▶ _Work to be completed_:
In the data below, find every line that has the string "components", and copy it.

▶ _Provided material_:

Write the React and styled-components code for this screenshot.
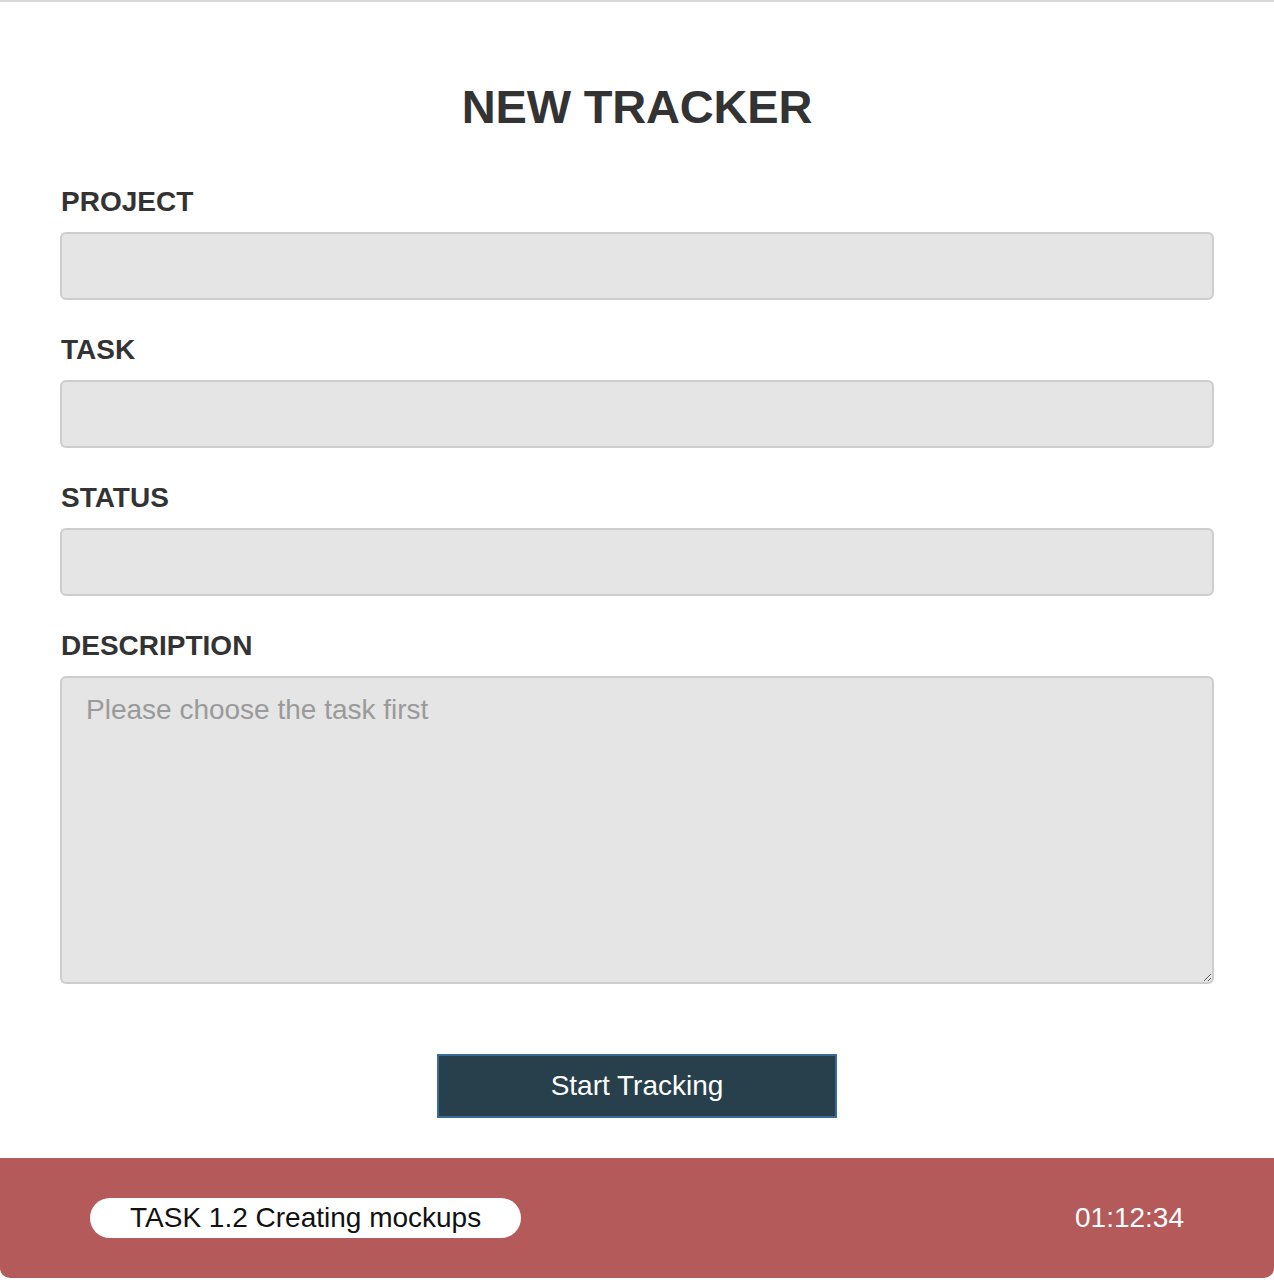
import styled, { createGlobalStyle } from "styled-components";

const Global = createGlobalStyle`
  html, body {
    margin: 0;
    padding: 0;
    background: #ffffff;
    font-family: "Liberation Sans", Arial, Helvetica, sans-serif;
  }
  * { box-sizing: border-box; }
`;

const Page = styled.div`
  border-top: 2px solid #d8d8d8;
  min-height: 1280px;
  display: flex;
  flex-direction: column;
`;

const Form = styled.form`
  padding: 77px 60px 40px 60px;
  display: flex;
  flex-direction: column;
`;

const Title = styled.h1`
  margin: 0 0 51px 0;
  font-size: 47px;
  line-height: 56px;
  font-weight: 700;
  color: #333333;
  text-align: center;
  letter-spacing: -0.2px;
`;

const Field = styled.div`
  display: flex;
  flex-direction: column;
  gap: 14px;
  margin-bottom: 34px;
`;

const Label = styled.label`
  font-size: 28px;
  line-height: 32px;
  font-weight: 700;
  color: #333333;
  padding-left: 1px;
`;

const Input = styled.input`
  width: 100%;
  height: 68px;
  background: #e5e5e5;
  border: 2px solid #cdcdcd;
  border-radius: 6px;
  font-family: inherit;
  font-size: 28px;
  padding: 0 24px;
  outline: none;
`;

const TextArea = styled.textarea`
  width: 100%;
  height: 308px;
  background: #e5e5e5;
  border: 2px solid #cdcdcd;
  border-radius: 6px;
  font-family: inherit;
  font-size: 28px;
  line-height: 32px;
  padding: 16px 24px;
  outline: none;
  resize: vertical;
  display: block;

  &::placeholder {
    color: #9a9a9a;
  }
`;

const Actions = styled.div`
  display: flex;
  justify-content: center;
  margin-top: 36px;
`;

const Button = styled.button`
  width: 400px;
  height: 64px;
  background: #283f4c;
  border: 2px solid #3a6c99;
  color: #ffffff;
  font-family: inherit;
  font-size: 28px;
  cursor: pointer;
`;

const Footer = styled.footer`
  height: 120px;
  background: #b55a5a;
  border-radius: 0 0 10px 10px;
  display: flex;
  align-items: center;
  justify-content: space-between;
  padding: 0 90px;
`;

const TaskPill = styled.div`
  height: 40px;
  background: #ffffff;
  border-radius: 20px;
  padding: 0 40px;
  display: flex;
  align-items: center;
  font-size: 28px;
  color: #111111;
`;

const Timer = styled.div`
  font-size: 28px;
  color: #ffffff;
`;

export default function App() {
  return (
    <Page>
      <Global />
      <Form onSubmit={(e) => e.preventDefault()}>
        <Title>NEW TRACKER</Title>
        <Field>
          <Label>PROJECT</Label>
          <Input />
        </Field>
        <Field>
          <Label>TASK</Label>
          <Input />
        </Field>
        <Field>
          <Label>STATUS</Label>
          <Input />
        </Field>
        <Field>
          <Label>DESCRIPTION</Label>
          <TextArea placeholder="Please choose the task first" />
        </Field>
        <Actions>
          <Button type="submit">Start Tracking</Button>
        </Actions>
      </Form>
      <Footer>
        <TaskPill>TASK 1.2 Creating mockups</TaskPill>
        <Timer>01:12:34</Timer>
      </Footer>
    </Page>
  );
}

▶ _Reply to the exercise_:
Write the React and styled-components code for this screenshot.
import styled, { createGlobalStyle } from "styled-components";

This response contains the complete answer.